The top US general in northern Iraq said that the bomber may have gotten through the vetting process conducted by US and Iraqi authorities to check the backgrounds of Iraqis joining the security services.

Lieutenant Colonel Paul Hastings, spokesman for Task Force Olympia in Mosul, said a general officer will be flying in from headquarters in Baghdad to take over the investigation into how the devastating attack on the base near Mosul was carried out. The FBI is also participating in the probe. "He'll initiate an investigation, . . . then we will be in a better position to find out what happened," Hastings said in a telephone interview.

The Ansar al-Sunnah Army, the military group that earlier claimed responsibility for the attack, issued a new statement reiterating that it was a suicide bombing.

"God enabled one of your martyr brothers to plunge into God's enemies inside their forts, killing and injuring hundreds," the group said in a statement posted on its website yesterday. "We don't know how they can be so stupid that until now they have not figured out the type of the strike that hit them."

The blast on Tuesday was the deadliest single attack on a US base, hitting the dining tent at lunchtime and killing 14 US service members, four American civilians, three Iraqi National Guard members, and one "unidentified non-US person." Military officials have said it is not yet known whether that final death was the suicide bomber.
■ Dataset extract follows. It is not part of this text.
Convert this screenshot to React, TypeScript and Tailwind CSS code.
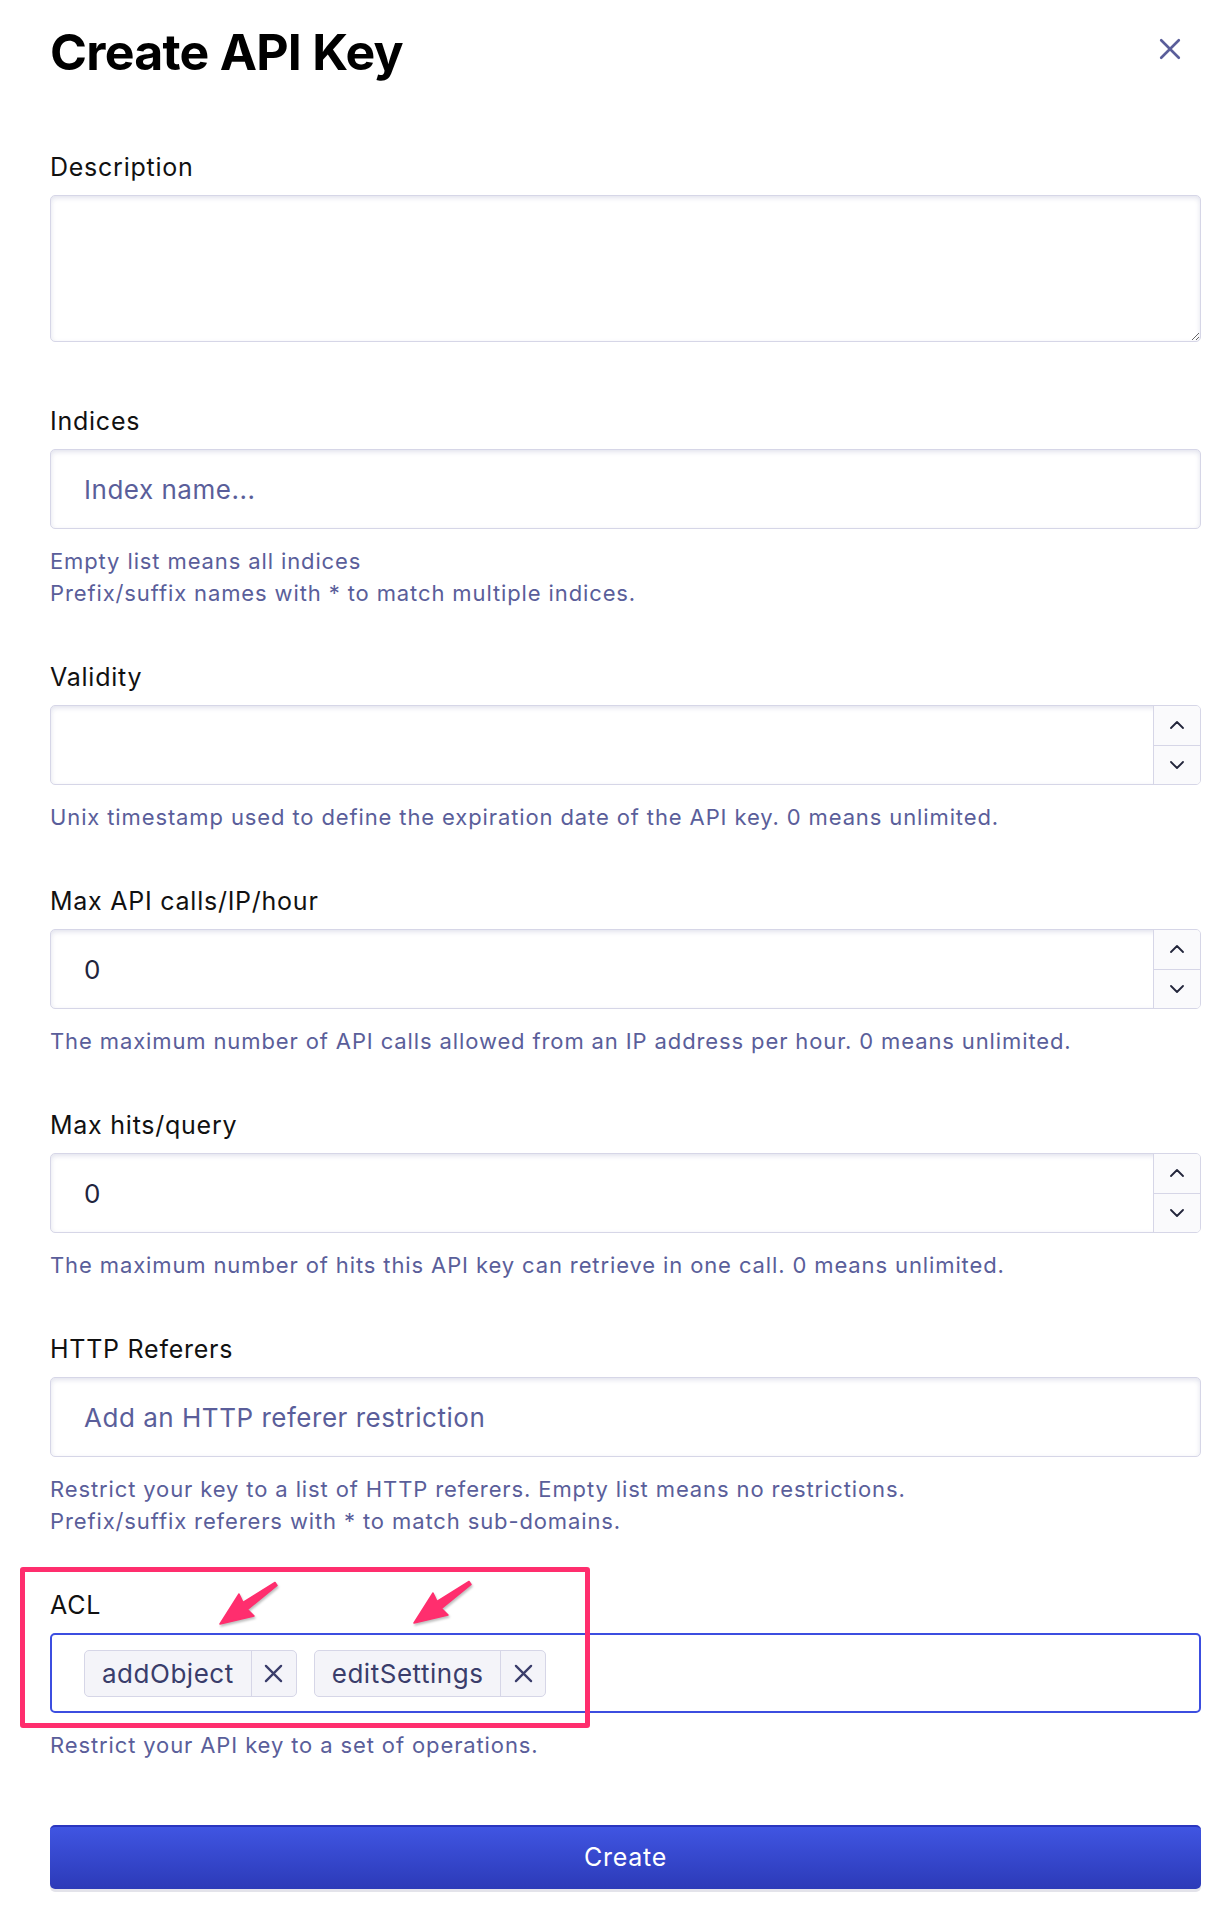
import React from "react";

const font = { fontFamily: "Inter, 'Liberation Sans', sans-serif" };

const Chevron = ({ up }: { up?: boolean }) => (
  <svg width="14" height="8" viewBox="0 0 14 8" fill="none">
    <path
      d={up ? "M1 7 7 1l6 6" : "M1 1l6 6 6-6"}
      stroke="#23263b"
      strokeWidth="1.8"
      strokeLinecap="round"
      strokeLinejoin="round"
    />
  </svg>
);

const Cross = ({ size, color, width }: { size: number; color: string; width: number }) => (
  <svg width={size} height={size} viewBox="0 0 20 20" fill="none">
    <path d="M2 2l16 16M18 2 2 18" stroke={color} strokeWidth={width} strokeLinecap="round" />
  </svg>
);

// pink annotation arrow, pointing down-left
const Arrow = () => (
  <svg width="70" height="54" viewBox="0 0 70 54" fill="none">
    <polygon
      points="60,3.5 28,23.5 24,15 5,45 39,37 32.5,30.5 62,6.5"
      fill="#ff2e6e"
      stroke="#ff2e6e"
      strokeWidth="1.5"
      strokeLinejoin="round"
    />
  </svg>
);

const inputBox =
  "h-[80px] w-full rounded-[5px] border border-[#d6d6e7] bg-white shadow-[inset_0_2px_5px_rgba(119,122,175,0.22)]";

const Field = ({
  label,
  help,
  children,
}: {
  label: string;
  help?: string[];
  children: React.ReactNode;
}) => (
  <div className="flex flex-col">
    <label className="h-[32px] text-[25px] leading-[32px] tracking-[0.03em] text-[#111]">{label}</label>
    <div className="mt-3">{children}</div>
    {help && (
      <div className="mt-4 text-[22px] leading-[32px] tracking-[0.04em] text-[#5a5e9a]">
        {help.map((h) => (
          <div key={h}>{h}</div>
        ))}
      </div>
    )}
  </div>
);

const NumberInput = ({ value }: { value: string }) => (
  <div className={`${inputBox} flex overflow-hidden`}>
    <div className="flex flex-1 items-center px-[33px] text-[26px] text-[#21243d]">{value}</div>
    <div className="flex w-[47px] flex-col border-l border-[#d6d6e7] bg-[#fafafc]">
      <div className="flex flex-1 items-center justify-center border-b border-[#d6d6e7]">
        <Chevron up />
      </div>
      <div className="flex flex-1 items-center justify-center">
        <Chevron />
      </div>
    </div>
  </div>
);

const Tag = ({ name }: { name: string }) => (
  <div className="flex h-[47px] items-stretch rounded-[5px] border border-[#d6d6e7] bg-[#f4f4f9] text-[#3a3d6b]">
    <span className="flex items-center px-[17px] text-[26px] tracking-[0.02em]">{name}</span>
    <span className="flex w-[45px] items-center justify-center border-l border-[#d6d6e7]">
      <Cross size={19} color="#3a3d6b" width={2.4} />
    </span>
  </div>
);

export default function App() {
  return (
    <div className="min-h-[1932px] w-[1226px] bg-white pl-[50px] pr-[25px]" style={font}>
      <div className="flex h-[82px] items-end justify-between">
        <h1 className="h-[60px] text-[50px] font-bold leading-[60px] tracking-[-0.015em] text-black">
          Create API Key
        </h1>
        <button className="mb-[22px] mr-[20px]">
          <Cross size={22} color="#5a5e9a" width={2.4} />
        </button>
      </div>

      <div className="mt-[69px] flex flex-col gap-[52px]">
        <div className="mb-[11px]">
          <Field label="Description">
            <textarea className="block h-[147px] w-full resize-y rounded-[5px] border border-[#d6d6e7] bg-white shadow-[inset_0_2px_5px_rgba(119,122,175,0.22)] outline-none" />
          </Field>
        </div>

        <Field
          label="Indices"
          help={["Empty list means all indices", "Prefix/suffix names with * to match multiple indices."]}
        >
          <input
            className={`${inputBox} px-[33px] text-[26px] tracking-[0.02em] outline-none placeholder:text-[#5a5e9a]`}
            placeholder="Index name..."
          />
        </Field>

        <Field
          label="Validity"
          help={["Unix timestamp used to define the expiration date of the API key. 0 means unlimited."]}
        >
          <NumberInput value="" />
        </Field>

        <Field
          label="Max API calls/IP/hour"
          help={["The maximum number of API calls allowed from an IP address per hour. 0 means unlimited."]}
        >
          <NumberInput value="0" />
        </Field>

        <Field
          label="Max hits/query"
          help={["The maximum number of hits this API key can retrieve in one call. 0 means unlimited."]}
        >
          <NumberInput value="0" />
        </Field>

        <Field
          label="HTTP Referers"
          help={[
            "Restrict your key to a list of HTTP referers. Empty list means no restrictions.",
            "Prefix/suffix referers with * to match sub-domains.",
          ]}
        >
          <input
            className={`${inputBox} px-[33px] text-[26px] tracking-[0.02em] outline-none placeholder:text-[#5a5e9a]`}
            placeholder="Add an HTTP referer restriction"
          />
        </Field>

        <div className="relative">
          <Field label="ACL" help={["Restrict your API key to a set of operations."]}>
            <div className="flex h-[80px] items-center gap-[17px] rounded-[5px] border-2 border-[#3c4ee0] bg-white px-[32px]">
              <Tag name="addObject" />
              <Tag name="editSettings" />
            </div>
          </Field>
          <div className="pointer-events-none absolute left-[-30px] top-[-22px] h-[161px] w-[570px] rounded-[3px] border-[5px] border-[#ff2e6e]" />
          <div className="pointer-events-none absolute left-[165px] top-[-10px] drop-shadow-[1px_2px_1px_rgba(0,0,0,0.25)]">
            <Arrow />
          </div>
          <div className="pointer-events-none absolute left-[359px] top-[-11px] drop-shadow-[1px_2px_1px_rgba(0,0,0,0.25)]">
            <Arrow />
          </div>
        </div>
      </div>

      <button className="mt-[64px] flex h-[64px] w-full items-center justify-center rounded-[5px] border-t-2 border-[#2a36bf] bg-gradient-to-b from-[#4055e2] to-[#2c3ab8] text-[25px] tracking-[0.03em] text-white shadow-[0_3px_0_#e3e3ea]">
        Create
      </button>
    </div>
  );
}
"From preliminary indications of the damage, it looks like the guy [the suicide bomber] was wearing an Iraqi military uniform," Hastings said, adding that it seemed like a "vest-type of explosive."

Investigators had still not determined whether the attacker was working on the base or whether he had managed to infiltrate it, Hastings said.

Reports earlier yesterday indicated that security had been boosted in at least several US bases and other facilities following the suicide bombing. Hastings said that armed guards were posted at the entrances and exits from dining halls and other communal areas at his base in northern Mosul.